:: Short exercise ::
From the records below, extract only the lines running from the line with "The picture is" to the line with "Plus, Repeat, Wallet", both lines included, reproducing them exactly.

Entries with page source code
━━━━━━━━━━━━━━━━━━━━━━━━━━━━━━

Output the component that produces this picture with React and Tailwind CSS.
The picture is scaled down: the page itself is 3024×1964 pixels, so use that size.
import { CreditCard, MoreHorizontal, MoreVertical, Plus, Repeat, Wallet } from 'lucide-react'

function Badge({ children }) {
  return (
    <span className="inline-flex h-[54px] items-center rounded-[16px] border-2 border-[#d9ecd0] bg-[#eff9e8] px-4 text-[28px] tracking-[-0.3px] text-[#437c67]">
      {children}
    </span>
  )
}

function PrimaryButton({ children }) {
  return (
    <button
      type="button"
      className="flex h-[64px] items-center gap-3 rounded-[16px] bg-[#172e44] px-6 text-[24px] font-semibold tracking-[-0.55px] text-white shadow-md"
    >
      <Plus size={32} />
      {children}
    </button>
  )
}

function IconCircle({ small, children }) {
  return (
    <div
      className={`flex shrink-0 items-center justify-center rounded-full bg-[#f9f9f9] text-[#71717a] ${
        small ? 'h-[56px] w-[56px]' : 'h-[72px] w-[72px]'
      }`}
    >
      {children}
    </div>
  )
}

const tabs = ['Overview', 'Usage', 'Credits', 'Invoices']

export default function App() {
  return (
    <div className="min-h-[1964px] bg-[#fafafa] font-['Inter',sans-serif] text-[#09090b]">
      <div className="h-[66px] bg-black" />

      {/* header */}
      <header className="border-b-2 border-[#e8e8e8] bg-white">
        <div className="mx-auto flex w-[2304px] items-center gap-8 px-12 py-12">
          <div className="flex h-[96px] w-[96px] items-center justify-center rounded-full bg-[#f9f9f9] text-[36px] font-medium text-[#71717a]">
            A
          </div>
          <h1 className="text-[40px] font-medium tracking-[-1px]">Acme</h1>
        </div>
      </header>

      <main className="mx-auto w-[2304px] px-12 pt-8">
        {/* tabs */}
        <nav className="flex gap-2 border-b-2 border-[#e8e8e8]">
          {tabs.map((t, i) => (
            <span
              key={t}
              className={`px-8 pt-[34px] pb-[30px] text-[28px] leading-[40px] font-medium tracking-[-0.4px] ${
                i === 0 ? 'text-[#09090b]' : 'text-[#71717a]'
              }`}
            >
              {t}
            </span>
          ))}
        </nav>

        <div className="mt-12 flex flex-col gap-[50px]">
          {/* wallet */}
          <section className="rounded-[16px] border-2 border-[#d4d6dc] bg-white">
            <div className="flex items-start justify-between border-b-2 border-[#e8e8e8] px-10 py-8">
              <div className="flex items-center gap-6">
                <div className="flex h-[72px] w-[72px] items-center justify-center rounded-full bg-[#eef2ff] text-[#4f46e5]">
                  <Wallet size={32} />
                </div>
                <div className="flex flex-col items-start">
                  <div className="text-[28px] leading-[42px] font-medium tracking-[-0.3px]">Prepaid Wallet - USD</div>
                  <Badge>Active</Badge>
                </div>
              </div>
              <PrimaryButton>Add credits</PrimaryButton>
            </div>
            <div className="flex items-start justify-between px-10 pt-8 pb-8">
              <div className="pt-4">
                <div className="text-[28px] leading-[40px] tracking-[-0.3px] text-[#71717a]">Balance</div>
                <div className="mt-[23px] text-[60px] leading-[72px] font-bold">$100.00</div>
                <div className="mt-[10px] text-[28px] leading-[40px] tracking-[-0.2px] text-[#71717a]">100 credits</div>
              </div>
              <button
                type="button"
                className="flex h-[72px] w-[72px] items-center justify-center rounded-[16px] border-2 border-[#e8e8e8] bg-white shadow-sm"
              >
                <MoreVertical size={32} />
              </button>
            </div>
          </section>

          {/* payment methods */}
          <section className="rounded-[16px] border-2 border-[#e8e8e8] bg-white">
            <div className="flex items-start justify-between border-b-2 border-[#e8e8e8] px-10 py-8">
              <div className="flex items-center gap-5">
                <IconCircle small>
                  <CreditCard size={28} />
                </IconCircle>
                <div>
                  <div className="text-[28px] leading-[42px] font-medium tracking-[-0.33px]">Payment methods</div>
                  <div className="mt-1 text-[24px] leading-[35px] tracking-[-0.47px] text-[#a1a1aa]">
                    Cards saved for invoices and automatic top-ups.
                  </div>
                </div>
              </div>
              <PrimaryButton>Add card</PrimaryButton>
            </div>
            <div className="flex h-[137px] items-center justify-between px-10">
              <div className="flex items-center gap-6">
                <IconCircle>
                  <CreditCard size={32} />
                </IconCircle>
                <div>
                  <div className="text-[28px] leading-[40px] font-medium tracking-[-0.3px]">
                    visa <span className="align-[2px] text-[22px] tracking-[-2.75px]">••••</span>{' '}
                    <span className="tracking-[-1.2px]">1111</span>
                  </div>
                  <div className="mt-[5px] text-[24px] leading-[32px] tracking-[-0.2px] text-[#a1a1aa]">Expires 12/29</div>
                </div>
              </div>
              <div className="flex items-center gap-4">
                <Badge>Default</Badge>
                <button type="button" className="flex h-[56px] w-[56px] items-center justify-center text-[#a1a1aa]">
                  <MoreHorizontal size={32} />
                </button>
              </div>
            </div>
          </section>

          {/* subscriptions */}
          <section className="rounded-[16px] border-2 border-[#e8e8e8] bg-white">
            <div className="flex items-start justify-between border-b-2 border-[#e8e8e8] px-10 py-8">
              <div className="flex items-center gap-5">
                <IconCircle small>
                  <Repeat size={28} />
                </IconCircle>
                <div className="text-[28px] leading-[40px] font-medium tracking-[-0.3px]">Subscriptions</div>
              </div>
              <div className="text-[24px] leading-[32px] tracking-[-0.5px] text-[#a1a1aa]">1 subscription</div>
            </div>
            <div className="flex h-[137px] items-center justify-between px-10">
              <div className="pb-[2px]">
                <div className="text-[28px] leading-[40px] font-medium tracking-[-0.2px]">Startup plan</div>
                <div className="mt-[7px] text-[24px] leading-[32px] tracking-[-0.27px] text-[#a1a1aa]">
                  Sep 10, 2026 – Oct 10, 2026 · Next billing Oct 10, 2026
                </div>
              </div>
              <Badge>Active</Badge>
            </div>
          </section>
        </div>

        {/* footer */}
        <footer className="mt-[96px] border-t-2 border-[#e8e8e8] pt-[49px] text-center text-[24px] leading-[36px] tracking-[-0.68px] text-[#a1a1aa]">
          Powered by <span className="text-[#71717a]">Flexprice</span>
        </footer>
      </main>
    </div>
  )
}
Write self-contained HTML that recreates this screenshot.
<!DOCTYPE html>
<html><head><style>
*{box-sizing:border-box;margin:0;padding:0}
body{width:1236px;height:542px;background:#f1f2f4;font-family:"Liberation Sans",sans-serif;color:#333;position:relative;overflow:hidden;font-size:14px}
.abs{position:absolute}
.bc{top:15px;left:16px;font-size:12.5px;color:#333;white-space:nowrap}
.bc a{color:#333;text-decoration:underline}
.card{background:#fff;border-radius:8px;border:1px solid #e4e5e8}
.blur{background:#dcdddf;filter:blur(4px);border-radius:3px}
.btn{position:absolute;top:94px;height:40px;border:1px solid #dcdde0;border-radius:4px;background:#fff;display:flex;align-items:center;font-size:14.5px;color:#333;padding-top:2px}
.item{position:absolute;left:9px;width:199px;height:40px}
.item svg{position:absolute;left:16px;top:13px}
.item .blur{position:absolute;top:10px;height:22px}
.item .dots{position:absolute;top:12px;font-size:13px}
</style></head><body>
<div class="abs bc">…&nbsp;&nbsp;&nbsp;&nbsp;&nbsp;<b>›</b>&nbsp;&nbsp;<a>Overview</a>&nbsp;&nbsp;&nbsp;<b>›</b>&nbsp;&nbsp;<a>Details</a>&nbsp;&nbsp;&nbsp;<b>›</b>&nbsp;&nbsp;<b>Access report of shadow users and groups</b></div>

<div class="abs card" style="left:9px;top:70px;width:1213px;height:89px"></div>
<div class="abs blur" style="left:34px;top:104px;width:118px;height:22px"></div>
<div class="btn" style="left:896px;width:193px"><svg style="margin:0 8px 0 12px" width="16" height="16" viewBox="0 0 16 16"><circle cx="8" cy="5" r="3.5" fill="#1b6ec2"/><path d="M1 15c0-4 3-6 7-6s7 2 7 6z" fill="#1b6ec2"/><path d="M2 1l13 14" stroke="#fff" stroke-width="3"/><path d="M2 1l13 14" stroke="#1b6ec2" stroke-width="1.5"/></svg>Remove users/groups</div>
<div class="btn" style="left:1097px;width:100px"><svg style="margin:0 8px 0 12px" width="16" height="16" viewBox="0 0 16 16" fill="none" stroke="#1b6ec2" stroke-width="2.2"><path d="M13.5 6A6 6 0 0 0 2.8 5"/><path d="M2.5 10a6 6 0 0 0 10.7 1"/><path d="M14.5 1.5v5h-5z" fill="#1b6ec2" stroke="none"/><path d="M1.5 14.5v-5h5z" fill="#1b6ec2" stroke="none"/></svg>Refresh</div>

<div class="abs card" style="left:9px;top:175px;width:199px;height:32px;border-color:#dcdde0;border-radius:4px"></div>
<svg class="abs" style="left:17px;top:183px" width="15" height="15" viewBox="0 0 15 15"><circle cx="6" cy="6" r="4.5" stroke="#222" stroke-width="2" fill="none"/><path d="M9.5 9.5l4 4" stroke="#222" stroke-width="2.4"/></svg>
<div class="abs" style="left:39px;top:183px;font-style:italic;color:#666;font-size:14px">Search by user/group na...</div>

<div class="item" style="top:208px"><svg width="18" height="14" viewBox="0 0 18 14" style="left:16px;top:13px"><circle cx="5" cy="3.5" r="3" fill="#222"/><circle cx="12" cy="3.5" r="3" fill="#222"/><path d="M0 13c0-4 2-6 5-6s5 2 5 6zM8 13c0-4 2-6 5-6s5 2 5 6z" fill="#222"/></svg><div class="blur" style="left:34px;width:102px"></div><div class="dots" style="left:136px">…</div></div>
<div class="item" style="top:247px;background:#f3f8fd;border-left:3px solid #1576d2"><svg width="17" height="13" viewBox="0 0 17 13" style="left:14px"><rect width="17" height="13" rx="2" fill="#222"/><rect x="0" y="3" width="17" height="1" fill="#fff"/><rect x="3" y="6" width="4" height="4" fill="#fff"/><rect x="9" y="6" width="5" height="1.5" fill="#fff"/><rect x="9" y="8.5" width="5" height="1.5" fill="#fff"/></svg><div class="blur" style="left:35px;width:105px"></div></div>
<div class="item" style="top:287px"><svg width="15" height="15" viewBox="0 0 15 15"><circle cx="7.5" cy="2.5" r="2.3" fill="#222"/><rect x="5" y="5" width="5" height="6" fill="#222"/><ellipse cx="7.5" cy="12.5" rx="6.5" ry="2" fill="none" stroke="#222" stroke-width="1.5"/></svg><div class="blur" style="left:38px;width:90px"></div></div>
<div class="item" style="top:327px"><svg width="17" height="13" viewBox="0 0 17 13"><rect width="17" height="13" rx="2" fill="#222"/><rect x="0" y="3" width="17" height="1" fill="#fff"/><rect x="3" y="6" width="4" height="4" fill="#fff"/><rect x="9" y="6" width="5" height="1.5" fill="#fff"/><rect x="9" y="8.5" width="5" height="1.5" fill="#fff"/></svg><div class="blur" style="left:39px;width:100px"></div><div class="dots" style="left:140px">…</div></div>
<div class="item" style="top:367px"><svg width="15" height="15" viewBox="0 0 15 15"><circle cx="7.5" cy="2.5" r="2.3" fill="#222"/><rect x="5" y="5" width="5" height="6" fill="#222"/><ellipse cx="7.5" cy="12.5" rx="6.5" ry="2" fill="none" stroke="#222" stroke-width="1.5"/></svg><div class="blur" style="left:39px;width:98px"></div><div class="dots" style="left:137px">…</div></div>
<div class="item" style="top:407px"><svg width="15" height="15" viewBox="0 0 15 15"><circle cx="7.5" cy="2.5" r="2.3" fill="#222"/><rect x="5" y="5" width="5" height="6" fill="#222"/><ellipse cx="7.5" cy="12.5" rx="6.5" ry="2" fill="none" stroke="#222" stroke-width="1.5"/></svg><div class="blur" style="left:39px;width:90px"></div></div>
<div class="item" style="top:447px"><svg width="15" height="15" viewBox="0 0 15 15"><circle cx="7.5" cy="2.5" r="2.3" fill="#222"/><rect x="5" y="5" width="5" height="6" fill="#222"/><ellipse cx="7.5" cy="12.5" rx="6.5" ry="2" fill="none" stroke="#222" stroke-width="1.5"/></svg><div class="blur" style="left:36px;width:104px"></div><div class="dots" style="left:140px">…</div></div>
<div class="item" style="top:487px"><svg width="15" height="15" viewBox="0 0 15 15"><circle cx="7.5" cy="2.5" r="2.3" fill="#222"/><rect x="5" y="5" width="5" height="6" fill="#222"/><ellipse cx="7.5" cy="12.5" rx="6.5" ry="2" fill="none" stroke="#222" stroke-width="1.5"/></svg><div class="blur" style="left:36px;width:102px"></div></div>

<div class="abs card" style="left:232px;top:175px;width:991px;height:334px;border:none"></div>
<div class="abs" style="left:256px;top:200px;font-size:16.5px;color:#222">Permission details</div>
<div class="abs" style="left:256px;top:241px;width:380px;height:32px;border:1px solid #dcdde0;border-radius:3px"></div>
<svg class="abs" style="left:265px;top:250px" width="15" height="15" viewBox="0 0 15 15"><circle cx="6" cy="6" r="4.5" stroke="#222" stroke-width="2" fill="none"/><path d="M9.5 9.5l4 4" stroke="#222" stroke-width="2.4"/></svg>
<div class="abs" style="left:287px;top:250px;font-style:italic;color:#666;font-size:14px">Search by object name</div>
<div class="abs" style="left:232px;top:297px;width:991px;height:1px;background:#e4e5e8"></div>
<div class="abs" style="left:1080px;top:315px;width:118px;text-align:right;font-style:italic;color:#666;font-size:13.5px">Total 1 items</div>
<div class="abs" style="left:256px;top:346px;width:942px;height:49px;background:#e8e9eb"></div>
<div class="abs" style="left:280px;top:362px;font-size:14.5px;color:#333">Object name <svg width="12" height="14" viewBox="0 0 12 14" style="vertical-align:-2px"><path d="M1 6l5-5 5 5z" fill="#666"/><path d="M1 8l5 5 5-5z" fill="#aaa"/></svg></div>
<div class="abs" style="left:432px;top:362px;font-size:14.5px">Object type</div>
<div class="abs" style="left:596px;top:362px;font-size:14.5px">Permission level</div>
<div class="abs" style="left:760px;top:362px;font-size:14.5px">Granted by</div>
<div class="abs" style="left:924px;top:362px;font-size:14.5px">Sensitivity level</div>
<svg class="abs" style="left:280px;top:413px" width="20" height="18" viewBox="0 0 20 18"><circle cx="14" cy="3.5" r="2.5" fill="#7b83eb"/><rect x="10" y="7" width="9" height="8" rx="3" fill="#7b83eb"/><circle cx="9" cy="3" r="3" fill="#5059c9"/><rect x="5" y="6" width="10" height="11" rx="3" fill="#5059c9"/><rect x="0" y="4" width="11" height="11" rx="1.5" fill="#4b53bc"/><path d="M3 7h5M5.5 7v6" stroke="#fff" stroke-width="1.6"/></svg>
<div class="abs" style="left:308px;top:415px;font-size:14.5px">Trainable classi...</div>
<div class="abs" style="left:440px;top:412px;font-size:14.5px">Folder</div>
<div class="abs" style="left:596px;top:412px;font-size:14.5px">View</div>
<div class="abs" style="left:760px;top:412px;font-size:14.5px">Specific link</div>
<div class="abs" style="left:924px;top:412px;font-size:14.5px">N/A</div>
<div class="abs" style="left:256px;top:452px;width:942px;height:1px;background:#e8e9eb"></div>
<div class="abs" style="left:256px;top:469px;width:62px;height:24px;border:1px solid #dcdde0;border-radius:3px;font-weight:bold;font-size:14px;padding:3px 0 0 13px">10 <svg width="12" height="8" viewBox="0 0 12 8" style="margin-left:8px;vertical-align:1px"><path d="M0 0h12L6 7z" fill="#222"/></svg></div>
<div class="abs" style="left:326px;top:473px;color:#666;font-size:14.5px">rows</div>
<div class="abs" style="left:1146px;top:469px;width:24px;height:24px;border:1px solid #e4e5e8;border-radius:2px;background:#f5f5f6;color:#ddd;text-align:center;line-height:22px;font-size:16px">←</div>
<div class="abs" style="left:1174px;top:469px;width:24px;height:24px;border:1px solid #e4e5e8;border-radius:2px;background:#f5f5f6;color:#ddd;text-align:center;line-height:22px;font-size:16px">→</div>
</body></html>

━━━━━━━━━━━━━━━━━━━━━━━━━━━━━━

:: Task response ::
The picture is scaled down: the page itself is 3024×1964 pixels, so use that size.
import { CreditCard, MoreHorizontal, MoreVertical, Plus, Repeat, Wallet } from 'lucide-react'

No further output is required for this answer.